WHAT YOU NEED TO DO. Repeat every line of the material, character for character.

SOURCE MATERIAL.
## start

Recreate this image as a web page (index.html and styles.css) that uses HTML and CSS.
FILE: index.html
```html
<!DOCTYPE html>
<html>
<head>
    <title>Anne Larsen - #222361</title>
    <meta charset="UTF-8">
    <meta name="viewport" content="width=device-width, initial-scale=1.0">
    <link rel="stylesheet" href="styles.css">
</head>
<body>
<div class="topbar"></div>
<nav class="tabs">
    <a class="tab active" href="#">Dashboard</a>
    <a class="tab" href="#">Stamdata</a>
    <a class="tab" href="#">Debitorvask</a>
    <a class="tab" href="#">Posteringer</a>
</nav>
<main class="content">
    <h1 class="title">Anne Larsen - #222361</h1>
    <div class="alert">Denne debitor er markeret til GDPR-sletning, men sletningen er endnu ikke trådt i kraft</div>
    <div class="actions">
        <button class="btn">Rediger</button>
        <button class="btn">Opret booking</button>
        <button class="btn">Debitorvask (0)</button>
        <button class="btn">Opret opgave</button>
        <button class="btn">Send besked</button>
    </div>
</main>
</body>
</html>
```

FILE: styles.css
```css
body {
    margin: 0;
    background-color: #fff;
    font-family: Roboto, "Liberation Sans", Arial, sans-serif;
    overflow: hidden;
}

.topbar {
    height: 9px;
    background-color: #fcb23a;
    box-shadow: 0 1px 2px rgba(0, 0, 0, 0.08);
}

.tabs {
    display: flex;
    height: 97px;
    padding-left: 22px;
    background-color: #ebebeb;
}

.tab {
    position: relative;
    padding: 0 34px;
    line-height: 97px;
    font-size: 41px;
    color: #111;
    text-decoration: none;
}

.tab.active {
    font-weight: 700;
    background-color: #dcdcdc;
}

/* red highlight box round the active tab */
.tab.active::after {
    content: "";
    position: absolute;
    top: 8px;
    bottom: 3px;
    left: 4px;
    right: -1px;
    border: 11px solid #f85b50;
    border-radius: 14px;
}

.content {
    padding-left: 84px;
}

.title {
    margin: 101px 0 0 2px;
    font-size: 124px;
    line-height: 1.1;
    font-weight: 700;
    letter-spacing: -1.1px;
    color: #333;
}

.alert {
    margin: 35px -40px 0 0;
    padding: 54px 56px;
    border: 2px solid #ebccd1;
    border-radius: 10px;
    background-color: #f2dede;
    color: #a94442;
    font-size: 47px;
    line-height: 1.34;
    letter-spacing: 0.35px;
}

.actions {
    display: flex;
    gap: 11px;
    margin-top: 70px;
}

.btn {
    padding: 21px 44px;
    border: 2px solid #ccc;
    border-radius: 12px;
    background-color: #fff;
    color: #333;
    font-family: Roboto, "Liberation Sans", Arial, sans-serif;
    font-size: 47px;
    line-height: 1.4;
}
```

## end

ANSWER TO THIS TASK.
Recreate this image as a web page (index.html and styles.css) that uses HTML and CSS.
FILE: index.html
```html
<!DOCTYPE html>
<html>
<head>
    <title>Anne Larsen - #222361</title>
    <meta charset="UTF-8">
    <meta name="viewport" content="width=device-width, initial-scale=1.0">
    <link rel="stylesheet" href="styles.css">
</head>
<body>
<div class="topbar"></div>
<nav class="tabs">
    <a class="tab active" href="#">Dashboard</a>
    <a class="tab" href="#">Stamdata</a>
    <a class="tab" href="#">Debitorvask</a>
    <a class="tab" href="#">Posteringer</a>
</nav>
<main class="content">
    <h1 class="title">Anne Larsen - #222361</h1>
    <div class="alert">Denne debitor er markeret til GDPR-sletning, men sletningen er endnu ikke trådt i kraft</div>
    <div class="actions">
        <button class="btn">Rediger</button>
        <button class="btn">Opret booking</button>
        <button class="btn">Debitorvask (0)</button>
        <button class="btn">Opret opgave</button>
        <button class="btn">Send besked</button>
    </div>
</main>
</body>
</html>
```

FILE: styles.css
```css
body {
    margin: 0;
    background-color: #fff;
    font-family: Roboto, "Liberation Sans", Arial, sans-serif;
    overflow: hidden;
}

.topbar {
    height: 9px;
    background-color: #fcb23a;
    box-shadow: 0 1px 2px rgba(0, 0, 0, 0.08);
}

.tabs {
    display: flex;
    height: 97px;
    padding-left: 22px;
    background-color: #ebebeb;
}

.tab {
    position: relative;
    padding: 0 34px;
    line-height: 97px;
    font-size: 41px;
    color: #111;
    text-decoration: none;
}

.tab.active {
    font-weight: 700;
    background-color: #dcdcdc;
}

/* red highlight box round the active tab */
.tab.active::after {
    content: "";
    position: absolute;
    top: 8px;
    bottom: 3px;
    left: 4px;
    right: -1px;
    border: 11px solid #f85b50;
    border-radius: 14px;
}

.content {
    padding-left: 84px;
}

.title {
    margin: 101px 0 0 2px;
    font-size: 124px;
    line-height: 1.1;
    font-weight: 700;
    letter-spacing: -1.1px;
    color: #333;
}

.alert {
    margin: 35px -40px 0 0;
    padding: 54px 56px;
    border: 2px solid #ebccd1;
    border-radius: 10px;
    background-color: #f2dede;
    color: #a94442;
    font-size: 47px;
    line-height: 1.34;
    letter-spacing: 0.35px;
}

.actions {
    display: flex;
    gap: 11px;
    margin-top: 70px;
}

.btn {
    padding: 21px 44px;
    border: 2px solid #ccc;
    border-radius: 12px;
    background-color: #fff;
    color: #333;
    font-family: Roboto, "Liberation Sans", Arial, sans-serif;
    font-size: 47px;
    line-height: 1.4;
}
```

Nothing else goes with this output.